THE PROBLEM: Check each line below for the word "styles", and copy those that have it.
____ RECORDS PROVIDED
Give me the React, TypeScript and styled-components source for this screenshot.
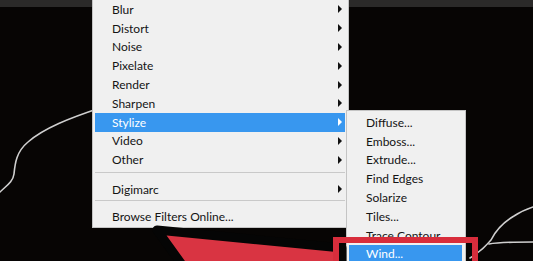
import React from 'react';
import styled, { createGlobalStyle } from 'styled-components';

const GlobalStyle = createGlobalStyle`
    html, body {
        margin: 0;
        padding: 0;
        background-color: #070504;
        overflow: hidden;
    }
`;

const Screen = styled.div`
    position: relative;
    width: 533px;
    height: 261px;
    overflow: hidden;
    background-color: #070504;
    display: flex;
    flex-direction: column;
    font-family: Lato, "Open Sans", sans-serif;
`;

const TopBar = styled.div`
    height: 7px;
    flex-shrink: 0;
    background-color: #2b2a29;
`;

const Canvas = styled.div`
    position: relative;
    flex: 1;
    background-color: #070504;
`;

const Drawing = styled.svg`
    position: absolute;
    left: 0;
    top: -7px;
    width: 533px;
    height: 261px;
`;

const Menu = styled.div<{ $left: number; $top: number; $width: number }>`
    position: absolute;
    left: ${p => p.$left}px;
    top: ${p => p.$top}px;
    width: ${p => p.$width}px;
    box-sizing: border-box;
    display: flex;
    flex-direction: column;
    background-color: #f0f0f0;
    border: 1px solid #c4c4c4;
    padding: 2px 3px 1px 2px;
`;

const MainMenu = styled(Menu)`
    border-top: none;
    padding-top: 0;
`;

const Row = styled.div<{ $active?: boolean }>`
    position: relative;
    display: flex;
    align-items: center;
    height: 18.8px;
    padding-left: 17px;
    font-size: 12px;
    color: ${p => (p.$active ? '#ffffff' : '#141414')};
    background-color: ${p => (p.$active ? '#3897ef' : 'transparent')};
    white-space: nowrap;
`;

const Arrow = styled.span<{ $active?: boolean }>`
    position: absolute;
    right: 3px;
    top: 50%;
    margin-top: -4px;
    width: 0;
    height: 0;
    border-top: 4px solid transparent;
    border-bottom: 4px solid transparent;
    border-left: 4px solid ${p => (p.$active ? '#ffffff' : '#111111')};
`;

const Separator = styled.div<{ $above: number; $below: number }>`
    height: 1px;
    margin: ${p => p.$above}px 0 ${p => p.$below}px;
    background-color: #c9c9c9;
`;

const HighlightBox = styled.div`
    position: absolute;
    left: 333px;
    top: 237px;
    width: 145px;
    height: 40px;
    box-sizing: border-box;
    border: 6px solid #d82d3c;
`;

const Overlay = styled.svg`
    position: absolute;
    left: 0;
    top: 0;
    width: 533px;
    height: 261px;
`;

type Item = { label: string; sub?: boolean; active?: boolean };

const filters: Item[] = [
    { label: 'Blur', sub: true },
    { label: 'Distort', sub: true },
    { label: 'Noise', sub: true },
    { label: 'Pixelate', sub: true },
    { label: 'Render', sub: true },
    { label: 'Sharpen', sub: true },
    { label: 'Stylize', sub: true, active: true },
    { label: 'Video', sub: true },
    { label: 'Other', sub: true },
];

const stylize: Item[] = [
    { label: 'Diffuse...' },
    { label: 'Emboss...' },
    { label: 'Extrude...' },
    { label: 'Find Edges' },
    { label: 'Solarize' },
    { label: 'Tiles...' },
    { label: 'Trace Contour' },
    { label: 'Wind...', active: true },
];

const MenuRow: React.FC<{ item: Item }> = ({ item }) => (
    <Row $active={item.active}>
        {item.label}
        {item.sub && <Arrow $active={item.active} />}
    </Row>
);

const App: React.FC = () => {
    return (
        <Screen>
            <GlobalStyle />
            <TopBar />
            <Canvas>
                {/* strokes painted on the document */}
                <Drawing viewBox="0 0 533 261">
                    <g fill="none" stroke="#cfcfcf" strokeWidth="1.6" strokeLinecap="round">
                        <path d="M0,192 C6,186 13,182 14,174 C15,164 16,152 28,142 C44,128 70,118 100,108" />
                        <path d="M470,258 C480,252 486,246 491,240 C496,230 504,222 514,216 C520,212 527,209 533,207" />
                        <path d="M489,244 C500,242 520,242 533,242" />
                    </g>
                </Drawing>
            </Canvas>

            <MainMenu $left={92} $top={0} $width={257}>
                {filters.map(item => (
                    <MenuRow key={item.label} item={item} />
                ))}
                <Separator $above={2.5} $below={7} />
                <MenuRow item={{ label: 'Digimarc', sub: true }} />
                <Separator $above={1.5} $below={6} />
                <MenuRow item={{ label: 'Browse Filters Online...' }} />
            </MainMenu>

            <Menu $left={346} $top={110} $width={120}>
                {stylize.map(item => (
                    <MenuRow key={item.label} item={item} />
                ))}
            </Menu>

            {/* tutorial annotation */}
            <Overlay viewBox="0 0 533 261">
                <polygon
                    points="157,230 342,248 342,266 183,266"
                    fill="#d93442"
                    stroke="#050505"
                    strokeWidth="9"
                    strokeLinejoin="round"
                />
            </Overlay>
            <HighlightBox />
        </Screen>
    );
};

export default App;
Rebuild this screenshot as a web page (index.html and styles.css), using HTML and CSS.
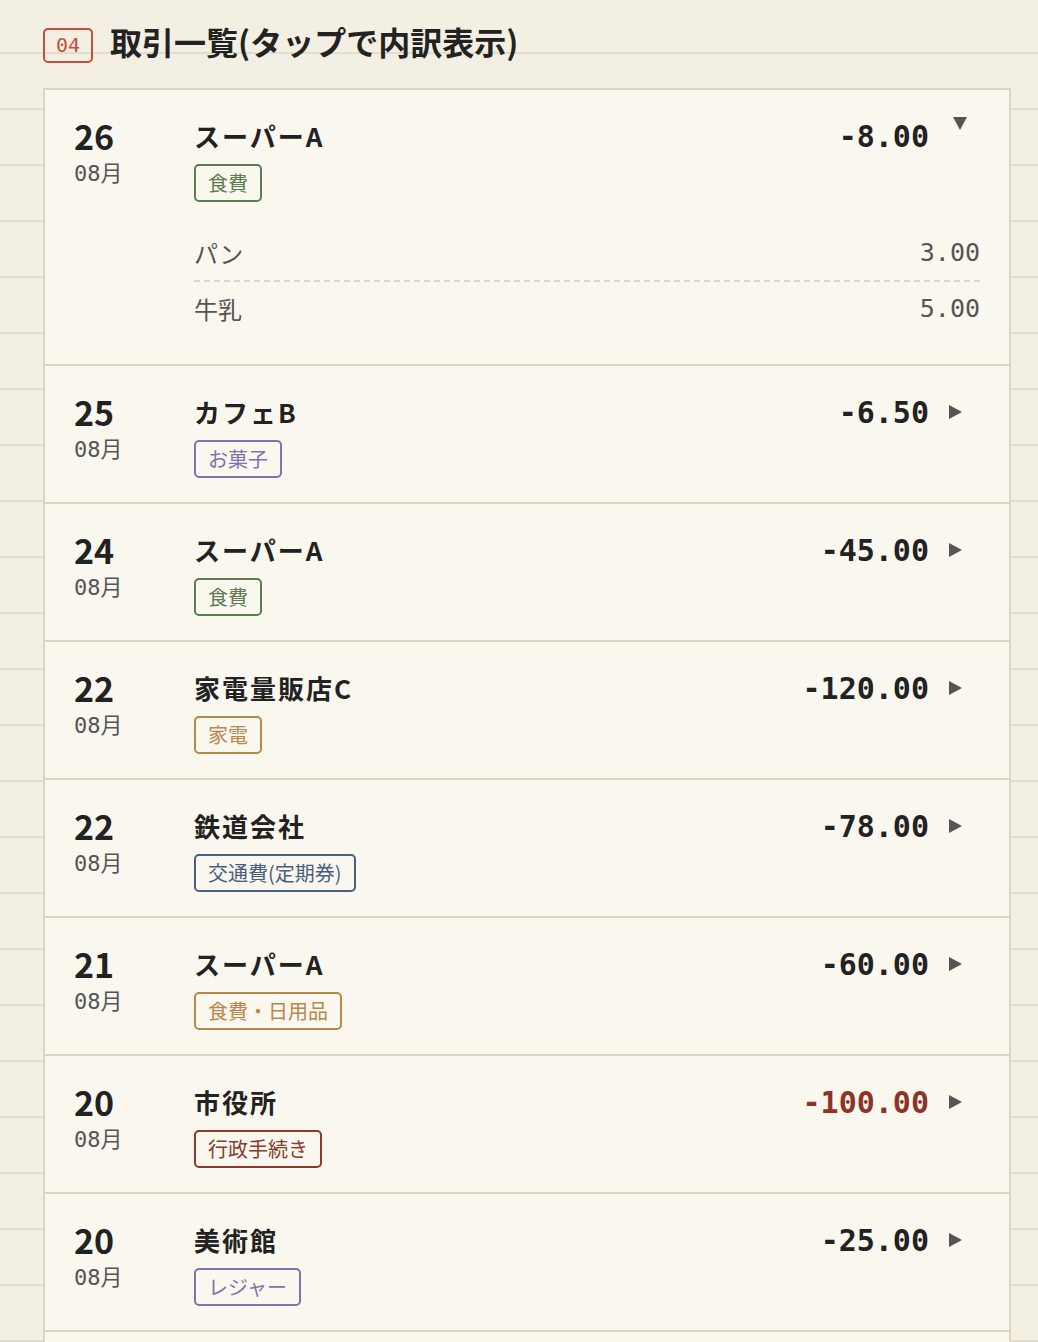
FILE: index.html
```html
<!DOCTYPE html>
<html lang="ja">

<head>
    <meta charset="UTF-8">
    <meta name="viewport" content="width=device-width, initial-scale=1.0">
    <title>取引一覧</title>
    <link rel="stylesheet" href="styles.css">
</head>

<body>
    <div class="header">
        <span class="badge">04</span>
        <h1>取引一覧(タップで内訳表示)</h1>
    </div>

    <div class="list">
        <div class="row open">
            <div class="row-main">
                <div class="date"><div class="day">26</div><div class="month">08月</div></div>
                <div class="info">
                    <div class="shop">スーパーA</div>
                    <span class="tag green">食費</span>
                </div>
                <div class="amount">-8.00</div>
                <div class="toggle"><span class="arrow down"></span></div>
            </div>
            <div class="details">
                <div class="item"><span class="item-name">パン</span><span class="item-price">3.00</span></div>
                <div class="item"><span class="item-name">牛乳</span><span class="item-price">5.00</span></div>
            </div>
        </div>

        <div class="row">
            <div class="row-main">
                <div class="date"><div class="day">25</div><div class="month">08月</div></div>
                <div class="info">
                    <div class="shop">カフェB</div>
                    <span class="tag purple">お菓子</span>
                </div>
                <div class="amount">-6.50</div>
                <div class="toggle"><span class="arrow"></span></div>
            </div>
        </div>

        <div class="row">
            <div class="row-main">
                <div class="date"><div class="day">24</div><div class="month">08月</div></div>
                <div class="info">
                    <div class="shop">スーパーA</div>
                    <span class="tag green">食費</span>
                </div>
                <div class="amount">-45.00</div>
                <div class="toggle"><span class="arrow"></span></div>
            </div>
        </div>

        <div class="row">
            <div class="row-main">
                <div class="date"><div class="day">22</div><div class="month">08月</div></div>
                <div class="info">
                    <div class="shop">家電量販店C</div>
                    <span class="tag brown">家電</span>
                </div>
                <div class="amount">-120.00</div>
                <div class="toggle"><span class="arrow"></span></div>
            </div>
        </div>

        <div class="row">
            <div class="row-main">
                <div class="date"><div class="day">22</div><div class="month">08月</div></div>
                <div class="info">
                    <div class="shop">鉄道会社</div>
                    <span class="tag navy">交通費(定期券)</span>
                </div>
                <div class="amount">-78.00</div>
                <div class="toggle"><span class="arrow"></span></div>
            </div>
        </div>

        <div class="row">
            <div class="row-main">
                <div class="date"><div class="day">21</div><div class="month">08月</div></div>
                <div class="info">
                    <div class="shop">スーパーA</div>
                    <span class="tag brown">食費・日用品</span>
                </div>
                <div class="amount">-60.00</div>
                <div class="toggle"><span class="arrow"></span></div>
            </div>
        </div>

        <div class="row">
            <div class="row-main">
                <div class="date"><div class="day">20</div><div class="month">08月</div></div>
                <div class="info">
                    <div class="shop">市役所</div>
                    <span class="tag red">行政手続き</span>
                </div>
                <div class="amount alert">-100.00</div>
                <div class="toggle"><span class="arrow"></span></div>
            </div>
        </div>

        <div class="row">
            <div class="row-main">
                <div class="date"><div class="day">20</div><div class="month">08月</div></div>
                <div class="info">
                    <div class="shop">美術館</div>
                    <span class="tag purple">レジャー</span>
                </div>
                <div class="amount">-25.00</div>
                <div class="toggle"><span class="arrow"></span></div>
            </div>
        </div>
    </div>
</body>

</html>
```

FILE: styles.css
```css
body {
    margin: 0;
    padding: 0;
    color: #222;
    font-family: "Noto Sans CJK JP", sans-serif;
    background-color: #f3efe3;
    background-image: repeating-linear-gradient(to bottom,
        transparent 0, transparent 52px,
        #e3ddcc 52px, #e3ddcc 54px,
        transparent 54px, transparent 56px);
}

.header {
    display: flex;
    align-items: center;
    gap: 17px;
    padding: 28px 0 0 43px;
    margin-bottom: 25px;
}

.badge {
    font-family: "DejaVu Sans Mono", monospace;
    font-size: 20px;
    line-height: 31px;
    padding: 0 11px;
    color: #c4503c;
    border: 2px solid #c4503c;
    border-radius: 5px;
}

h1 {
    margin: -10px 0 0;
    font-size: 32px;
    line-height: 40px;
    font-weight: 700;
    color: #222;
}

.list {
    width: 968px;
    margin-left: 43px;
    box-sizing: border-box;
    background: #faf7ef;
    border: 2px solid #ddd5c3;
    padding-bottom: 40px;
}

.row {
    padding: 28px 29px 24px;
    border-bottom: 2px solid #ddd5c3;
}

.row-main {
    display: flex;
    align-items: flex-start;
}

.date {
    width: 120px;
    flex-shrink: 0;
}

.day {
    font-size: 34px;
    line-height: 36px;
    font-weight: 700;
}

.month {
    margin-top: 6px;
    font-family: "DejaVu Sans Mono", "Noto Sans CJK JP", monospace;
    font-size: 22px;
    line-height: 28px;
    color: #555;
}

.info {
    flex: 1;
}

.shop {
    font-size: 26px;
    line-height: 36px;
    font-weight: 700;
    letter-spacing: 2px;
}

.tag {
    display: inline-block;
    margin-top: 10px;
    padding: 0 12px;
    font-size: 20px;
    line-height: 34px;
    border: 2px solid;
    border-radius: 5px;
}

.green { color: #5b7d52; }
.purple { color: #8470b0; }
.brown { color: #b7884a; }
.navy { color: #4a5f80; }
.red { color: #8c3a2e; }

.amount {
    font-family: "DejaVu Sans Mono", monospace;
    font-size: 30px;
    line-height: 36px;
    font-weight: 700;
    color: #222;
    margin-top: 1px;
}

.amount.alert {
    color: #8c3428;
}

.toggle {
    width: 32px;
    margin-left: 19px;
    flex-shrink: 0;
}

.arrow {
    display: block;
    width: 0;
    height: 0;
    margin: 11px 0 0 1px;
    border-left: 13px solid #555;
    border-top: 7.5px solid transparent;
    border-bottom: 7.5px solid transparent;
}

.arrow.down {
    margin: -1px 0 0 5px;
    border-top: 13px solid #555;
    border-left: 7.5px solid transparent;
    border-right: 7.5px solid transparent;
    border-bottom: none;
}

.details {
    margin: 24px 0 0 120px;
    padding-bottom: 4px;
}

.item {
    display: flex;
    justify-content: space-between;
    padding: 11px 0;
    line-height: 32px;
}

.item + .item {
    border-top: 2px dashed #dfd8c5;
}

.item-name {
    font-size: 24px;
    color: #555;
}

.item-price {
    font-family: "DejaVu Sans Mono", monospace;
    font-size: 25px;
    color: #555;
}
```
________
WRITTEN REPLY:
Rebuild this screenshot as a web page (index.html and styles.css), using HTML and CSS.
    <link rel="stylesheet" href="styles.css">
FILE: styles.css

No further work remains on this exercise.